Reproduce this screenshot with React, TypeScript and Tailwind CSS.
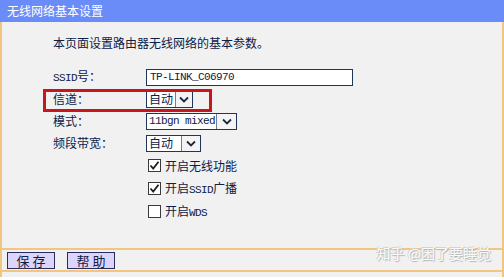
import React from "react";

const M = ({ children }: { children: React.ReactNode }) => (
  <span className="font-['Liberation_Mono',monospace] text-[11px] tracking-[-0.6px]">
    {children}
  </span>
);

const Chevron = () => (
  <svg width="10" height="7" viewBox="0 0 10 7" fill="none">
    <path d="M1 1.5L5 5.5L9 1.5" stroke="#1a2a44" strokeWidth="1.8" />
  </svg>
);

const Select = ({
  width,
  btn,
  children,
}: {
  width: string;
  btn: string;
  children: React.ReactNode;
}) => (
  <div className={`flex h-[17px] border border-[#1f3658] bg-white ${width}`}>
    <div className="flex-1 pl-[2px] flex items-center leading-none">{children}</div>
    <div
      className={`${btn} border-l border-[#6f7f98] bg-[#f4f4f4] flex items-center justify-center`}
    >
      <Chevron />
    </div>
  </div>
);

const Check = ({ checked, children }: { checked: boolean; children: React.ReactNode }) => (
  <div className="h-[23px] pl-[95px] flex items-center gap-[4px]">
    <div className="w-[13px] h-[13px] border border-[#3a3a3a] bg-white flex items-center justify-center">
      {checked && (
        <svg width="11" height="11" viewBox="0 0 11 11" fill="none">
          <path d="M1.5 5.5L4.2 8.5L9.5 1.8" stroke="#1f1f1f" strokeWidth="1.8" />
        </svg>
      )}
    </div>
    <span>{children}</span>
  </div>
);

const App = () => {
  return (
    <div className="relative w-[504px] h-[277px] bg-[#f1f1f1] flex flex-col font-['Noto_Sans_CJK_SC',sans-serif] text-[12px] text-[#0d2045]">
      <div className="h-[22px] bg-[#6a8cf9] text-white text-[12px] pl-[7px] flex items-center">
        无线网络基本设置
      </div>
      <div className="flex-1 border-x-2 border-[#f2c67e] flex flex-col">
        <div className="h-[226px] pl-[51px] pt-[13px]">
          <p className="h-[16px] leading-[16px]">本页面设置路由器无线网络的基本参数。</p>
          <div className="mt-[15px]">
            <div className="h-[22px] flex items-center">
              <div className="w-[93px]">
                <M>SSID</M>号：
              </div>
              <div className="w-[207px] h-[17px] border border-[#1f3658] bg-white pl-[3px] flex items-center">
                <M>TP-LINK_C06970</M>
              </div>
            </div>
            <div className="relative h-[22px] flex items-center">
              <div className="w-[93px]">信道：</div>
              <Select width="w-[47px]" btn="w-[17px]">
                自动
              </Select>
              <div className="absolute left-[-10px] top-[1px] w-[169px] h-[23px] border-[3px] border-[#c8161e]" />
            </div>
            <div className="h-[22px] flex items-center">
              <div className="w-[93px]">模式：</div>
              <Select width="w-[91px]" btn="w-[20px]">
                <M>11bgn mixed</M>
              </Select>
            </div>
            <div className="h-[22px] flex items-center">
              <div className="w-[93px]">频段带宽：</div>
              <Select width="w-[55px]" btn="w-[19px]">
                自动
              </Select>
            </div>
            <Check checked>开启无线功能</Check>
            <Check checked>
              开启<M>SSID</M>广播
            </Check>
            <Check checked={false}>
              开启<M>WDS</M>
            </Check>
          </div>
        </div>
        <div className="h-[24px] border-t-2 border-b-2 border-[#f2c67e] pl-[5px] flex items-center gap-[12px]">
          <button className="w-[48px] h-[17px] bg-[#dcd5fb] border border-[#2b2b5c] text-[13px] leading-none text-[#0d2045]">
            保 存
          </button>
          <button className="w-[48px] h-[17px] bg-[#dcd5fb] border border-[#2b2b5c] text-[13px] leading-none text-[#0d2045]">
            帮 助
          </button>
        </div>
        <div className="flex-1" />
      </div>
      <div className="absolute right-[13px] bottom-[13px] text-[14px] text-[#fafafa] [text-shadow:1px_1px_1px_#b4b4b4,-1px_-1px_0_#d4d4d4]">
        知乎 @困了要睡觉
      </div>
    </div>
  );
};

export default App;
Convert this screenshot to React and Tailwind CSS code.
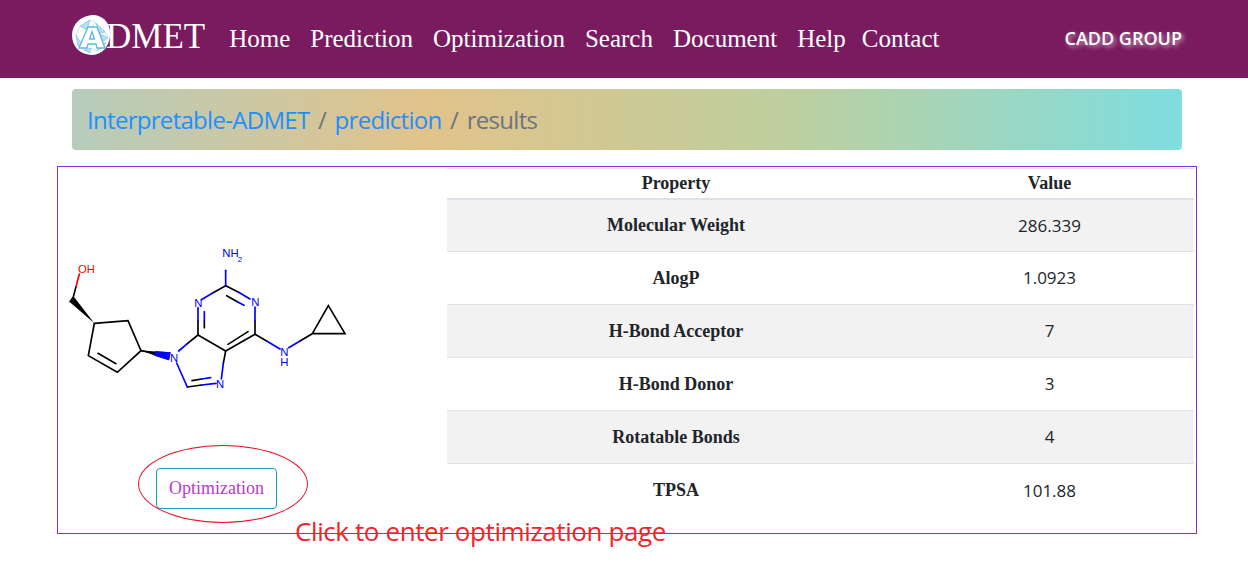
* * *
* _WORK TO COMPLETE_
Give an exact reproduction of every line, leaving out any picture.

* _RESULT OF THE TASK_
Reproduce this screenshot with React, TypeScript and Tailwind CSS.
import React from "react";

const M = ({ children }: { children: React.ReactNode }) => (
  <span className="font-['Liberation_Mono',monospace] text-[11px] tracking-[-0.6px]">
    {children}
  </span>
);

const Chevron = () => (
  <svg width="10" height="7" viewBox="0 0 10 7" fill="none">
    <path d="M1 1.5L5 5.5L9 1.5" stroke="#1a2a44" strokeWidth="1.8" />
  </svg>
);

const Select = ({
  width,
  btn,
  children,
}: {
  width: string;
  btn: string;
  children: React.ReactNode;
}) => (
  <div className={`flex h-[17px] border border-[#1f3658] bg-white ${width}`}>
    <div className="flex-1 pl-[2px] flex items-center leading-none">{children}</div>
    <div
      className={`${btn} border-l border-[#6f7f98] bg-[#f4f4f4] flex items-center justify-center`}
    >
      <Chevron />
    </div>
  </div>
);

const Check = ({ checked, children }: { checked: boolean; children: React.ReactNode }) => (
  <div className="h-[23px] pl-[95px] flex items-center gap-[4px]">
    <div className="w-[13px] h-[13px] border border-[#3a3a3a] bg-white flex items-center justify-center">
      {checked && (
        <svg width="11" height="11" viewBox="0 0 11 11" fill="none">
          <path d="M1.5 5.5L4.2 8.5L9.5 1.8" stroke="#1f1f1f" strokeWidth="1.8" />
        </svg>
      )}
    </div>
    <span>{children}</span>
  </div>
);

const App = () => {
  return (
    <div className="relative w-[504px] h-[277px] bg-[#f1f1f1] flex flex-col font-['Noto_Sans_CJK_SC',sans-serif] text-[12px] text-[#0d2045]">
      <div className="h-[22px] bg-[#6a8cf9] text-white text-[12px] pl-[7px] flex items-center">
        无线网络基本设置
      </div>
      <div className="flex-1 border-x-2 border-[#f2c67e] flex flex-col">
        <div className="h-[226px] pl-[51px] pt-[13px]">
          <p className="h-[16px] leading-[16px]">本页面设置路由器无线网络的基本参数。</p>
          <div className="mt-[15px]">
            <div className="h-[22px] flex items-center">
              <div className="w-[93px]">
                <M>SSID</M>号：
              </div>
              <div className="w-[207px] h-[17px] border border-[#1f3658] bg-white pl-[3px] flex items-center">
                <M>TP-LINK_C06970</M>
              </div>
            </div>
            <div className="relative h-[22px] flex items-center">
              <div className="w-[93px]">信道：</div>
              <Select width="w-[47px]" btn="w-[17px]">
                自动
              </Select>
              <div className="absolute left-[-10px] top-[1px] w-[169px] h-[23px] border-[3px] border-[#c8161e]" />
            </div>
            <div className="h-[22px] flex items-center">
              <div className="w-[93px]">模式：</div>
              <Select width="w-[91px]" btn="w-[20px]">
                <M>11bgn mixed</M>
              </Select>
            </div>
            <div className="h-[22px] flex items-center">
              <div className="w-[93px]">频段带宽：</div>
              <Select width="w-[55px]" btn="w-[19px]">
                自动
              </Select>
            </div>
            <Check checked>开启无线功能</Check>
            <Check checked>
              开启<M>SSID</M>广播
            </Check>
            <Check checked={false}>
              开启<M>WDS</M>
            </Check>
          </div>
        </div>
        <div className="h-[24px] border-t-2 border-b-2 border-[#f2c67e] pl-[5px] flex items-center gap-[12px]">
          <button className="w-[48px] h-[17px] bg-[#dcd5fb] border border-[#2b2b5c] text-[13px] leading-none text-[#0d2045]">
            保 存
          </button>
          <button className="w-[48px] h-[17px] bg-[#dcd5fb] border border-[#2b2b5c] text-[13px] leading-none text-[#0d2045]">
            帮 助
          </button>
        </div>
        <div className="flex-1" />
      </div>
      <div className="absolute right-[13px] bottom-[13px] text-[14px] text-[#fafafa] [text-shadow:1px_1px_1px_#b4b4b4,-1px_-1px_0_#d4d4d4]">
        知乎 @困了要睡觉
      </div>
    </div>
  );
};

export default App;
Convert this screenshot to React and Tailwind CSS code.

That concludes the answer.